**Set task**
Repeat the lines of the data that follow, please, starting at the first and stopping after the one with "w-[700px] h-[450px] overflow-hidden".

**Given material**
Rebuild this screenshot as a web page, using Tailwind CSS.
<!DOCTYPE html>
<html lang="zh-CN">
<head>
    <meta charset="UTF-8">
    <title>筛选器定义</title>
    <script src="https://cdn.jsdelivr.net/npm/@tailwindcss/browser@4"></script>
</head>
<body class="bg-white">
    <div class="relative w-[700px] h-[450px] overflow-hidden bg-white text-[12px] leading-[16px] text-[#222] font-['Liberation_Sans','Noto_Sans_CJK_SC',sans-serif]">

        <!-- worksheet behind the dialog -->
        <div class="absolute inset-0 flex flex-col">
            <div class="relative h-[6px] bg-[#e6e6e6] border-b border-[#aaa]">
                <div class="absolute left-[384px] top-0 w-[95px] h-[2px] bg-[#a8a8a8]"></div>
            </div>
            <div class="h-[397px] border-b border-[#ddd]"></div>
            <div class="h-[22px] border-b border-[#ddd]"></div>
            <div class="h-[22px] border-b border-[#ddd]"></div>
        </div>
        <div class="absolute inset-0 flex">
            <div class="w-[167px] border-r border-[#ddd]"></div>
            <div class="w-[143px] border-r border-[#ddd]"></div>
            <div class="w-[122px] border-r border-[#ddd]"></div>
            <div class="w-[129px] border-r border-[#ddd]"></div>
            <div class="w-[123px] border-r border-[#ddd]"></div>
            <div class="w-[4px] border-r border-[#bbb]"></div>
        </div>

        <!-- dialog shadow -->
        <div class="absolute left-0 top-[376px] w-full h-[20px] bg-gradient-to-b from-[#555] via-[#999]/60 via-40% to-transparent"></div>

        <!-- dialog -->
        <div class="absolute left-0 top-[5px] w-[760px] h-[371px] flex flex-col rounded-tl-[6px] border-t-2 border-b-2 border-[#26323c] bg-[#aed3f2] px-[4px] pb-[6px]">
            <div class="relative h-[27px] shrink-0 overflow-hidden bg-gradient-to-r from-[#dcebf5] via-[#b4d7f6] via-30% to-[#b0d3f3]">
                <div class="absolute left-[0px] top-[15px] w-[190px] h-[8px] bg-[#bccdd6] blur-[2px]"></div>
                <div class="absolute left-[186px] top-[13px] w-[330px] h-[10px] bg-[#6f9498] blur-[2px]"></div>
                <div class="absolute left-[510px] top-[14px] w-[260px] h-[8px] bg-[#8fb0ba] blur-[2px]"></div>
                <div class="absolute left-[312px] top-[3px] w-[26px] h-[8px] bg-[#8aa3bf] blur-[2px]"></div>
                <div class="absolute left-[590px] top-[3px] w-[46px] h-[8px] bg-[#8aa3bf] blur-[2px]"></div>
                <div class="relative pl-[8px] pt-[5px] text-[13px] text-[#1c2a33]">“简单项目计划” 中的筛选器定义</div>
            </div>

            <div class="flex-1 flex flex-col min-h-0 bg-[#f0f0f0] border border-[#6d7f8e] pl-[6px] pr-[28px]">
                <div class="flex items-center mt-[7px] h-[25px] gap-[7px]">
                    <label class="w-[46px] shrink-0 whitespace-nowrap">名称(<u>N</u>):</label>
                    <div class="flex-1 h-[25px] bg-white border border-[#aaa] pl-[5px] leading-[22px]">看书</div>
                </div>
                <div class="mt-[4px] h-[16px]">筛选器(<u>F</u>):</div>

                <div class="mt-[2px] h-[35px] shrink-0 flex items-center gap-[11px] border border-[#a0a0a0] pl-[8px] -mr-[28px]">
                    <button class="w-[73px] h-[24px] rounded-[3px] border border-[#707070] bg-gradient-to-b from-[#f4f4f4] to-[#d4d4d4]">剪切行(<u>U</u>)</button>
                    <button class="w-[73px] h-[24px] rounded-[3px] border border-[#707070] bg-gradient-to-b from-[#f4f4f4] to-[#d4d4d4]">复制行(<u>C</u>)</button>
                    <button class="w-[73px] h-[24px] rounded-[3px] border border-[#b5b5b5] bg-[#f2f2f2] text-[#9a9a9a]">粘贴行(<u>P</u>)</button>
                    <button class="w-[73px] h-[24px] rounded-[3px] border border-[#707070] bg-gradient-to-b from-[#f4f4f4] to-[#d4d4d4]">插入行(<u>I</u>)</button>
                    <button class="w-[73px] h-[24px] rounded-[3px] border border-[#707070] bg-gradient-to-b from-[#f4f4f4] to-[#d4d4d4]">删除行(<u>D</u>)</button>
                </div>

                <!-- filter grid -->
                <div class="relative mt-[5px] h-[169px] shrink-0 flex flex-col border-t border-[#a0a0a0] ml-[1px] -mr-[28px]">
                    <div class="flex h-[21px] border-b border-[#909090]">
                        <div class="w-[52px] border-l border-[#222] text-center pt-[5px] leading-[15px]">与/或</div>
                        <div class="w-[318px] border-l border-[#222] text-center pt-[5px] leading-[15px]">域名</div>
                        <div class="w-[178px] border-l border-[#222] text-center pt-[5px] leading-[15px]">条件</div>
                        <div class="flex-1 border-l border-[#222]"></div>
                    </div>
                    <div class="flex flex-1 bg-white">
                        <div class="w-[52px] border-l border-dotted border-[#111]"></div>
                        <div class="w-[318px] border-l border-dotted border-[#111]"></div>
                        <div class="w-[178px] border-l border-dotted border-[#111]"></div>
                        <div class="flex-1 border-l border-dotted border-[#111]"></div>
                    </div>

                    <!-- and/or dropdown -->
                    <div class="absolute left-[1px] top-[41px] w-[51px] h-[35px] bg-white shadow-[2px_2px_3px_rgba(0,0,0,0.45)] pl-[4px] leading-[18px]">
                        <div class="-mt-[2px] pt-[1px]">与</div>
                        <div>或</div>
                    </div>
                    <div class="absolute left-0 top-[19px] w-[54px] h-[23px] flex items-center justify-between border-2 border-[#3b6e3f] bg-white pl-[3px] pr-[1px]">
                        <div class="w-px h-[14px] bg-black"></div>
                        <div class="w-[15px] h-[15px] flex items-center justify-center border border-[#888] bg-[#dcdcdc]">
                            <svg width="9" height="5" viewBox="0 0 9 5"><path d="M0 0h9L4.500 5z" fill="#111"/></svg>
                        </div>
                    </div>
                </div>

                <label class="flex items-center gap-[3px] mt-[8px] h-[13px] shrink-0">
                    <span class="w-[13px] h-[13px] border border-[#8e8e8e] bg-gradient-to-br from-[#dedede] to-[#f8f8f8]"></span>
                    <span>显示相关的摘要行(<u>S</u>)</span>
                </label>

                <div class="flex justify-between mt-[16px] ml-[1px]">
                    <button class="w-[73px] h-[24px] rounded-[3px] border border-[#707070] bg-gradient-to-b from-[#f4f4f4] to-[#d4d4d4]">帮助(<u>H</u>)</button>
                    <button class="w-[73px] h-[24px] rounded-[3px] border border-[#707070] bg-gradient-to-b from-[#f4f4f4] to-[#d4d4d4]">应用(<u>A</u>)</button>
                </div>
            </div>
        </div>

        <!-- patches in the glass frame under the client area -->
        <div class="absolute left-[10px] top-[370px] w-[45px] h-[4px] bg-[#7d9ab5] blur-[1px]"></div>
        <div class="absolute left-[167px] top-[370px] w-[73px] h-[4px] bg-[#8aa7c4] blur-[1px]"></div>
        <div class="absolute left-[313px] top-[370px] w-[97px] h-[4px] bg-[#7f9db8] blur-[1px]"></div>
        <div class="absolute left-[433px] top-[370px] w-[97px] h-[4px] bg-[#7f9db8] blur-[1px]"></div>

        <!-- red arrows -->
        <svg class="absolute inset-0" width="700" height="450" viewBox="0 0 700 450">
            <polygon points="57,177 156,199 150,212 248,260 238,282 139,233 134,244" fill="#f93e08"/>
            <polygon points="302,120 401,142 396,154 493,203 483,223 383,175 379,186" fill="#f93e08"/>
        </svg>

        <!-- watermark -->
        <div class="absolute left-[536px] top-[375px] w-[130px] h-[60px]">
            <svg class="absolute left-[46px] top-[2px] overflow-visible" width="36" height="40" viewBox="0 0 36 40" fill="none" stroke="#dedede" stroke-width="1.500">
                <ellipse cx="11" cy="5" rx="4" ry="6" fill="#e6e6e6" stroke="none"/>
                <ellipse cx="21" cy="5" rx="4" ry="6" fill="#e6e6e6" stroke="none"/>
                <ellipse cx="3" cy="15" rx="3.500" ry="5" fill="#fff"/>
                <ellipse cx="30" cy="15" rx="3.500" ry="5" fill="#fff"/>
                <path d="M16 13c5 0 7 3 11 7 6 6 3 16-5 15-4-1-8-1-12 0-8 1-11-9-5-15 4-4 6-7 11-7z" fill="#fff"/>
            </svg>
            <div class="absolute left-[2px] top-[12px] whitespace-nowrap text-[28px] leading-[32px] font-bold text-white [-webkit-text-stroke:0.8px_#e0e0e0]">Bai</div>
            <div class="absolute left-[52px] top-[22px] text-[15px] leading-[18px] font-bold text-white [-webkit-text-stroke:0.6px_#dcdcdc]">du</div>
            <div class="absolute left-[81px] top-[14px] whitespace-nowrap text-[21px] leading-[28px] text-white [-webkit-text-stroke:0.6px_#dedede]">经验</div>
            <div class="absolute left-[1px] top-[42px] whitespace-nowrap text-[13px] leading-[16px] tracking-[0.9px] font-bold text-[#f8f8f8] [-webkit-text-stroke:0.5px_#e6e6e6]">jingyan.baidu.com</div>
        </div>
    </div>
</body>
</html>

**Response**
Rebuild this screenshot as a web page, using Tailwind CSS.
<!DOCTYPE html>
<html lang="zh-CN">
<head>
    <meta charset="UTF-8">
    <title>筛选器定义</title>
    <script src="https://cdn.jsdelivr.net/npm/@tailwindcss/browser@4"></script>
</head>
<body class="bg-white">
    <div class="relative w-[700px] h-[450px] overflow-hidden bg-white text-[12px] leading-[16px] text-[#222] font-['Liberation_Sans','Noto_Sans_CJK_SC',sans-serif]">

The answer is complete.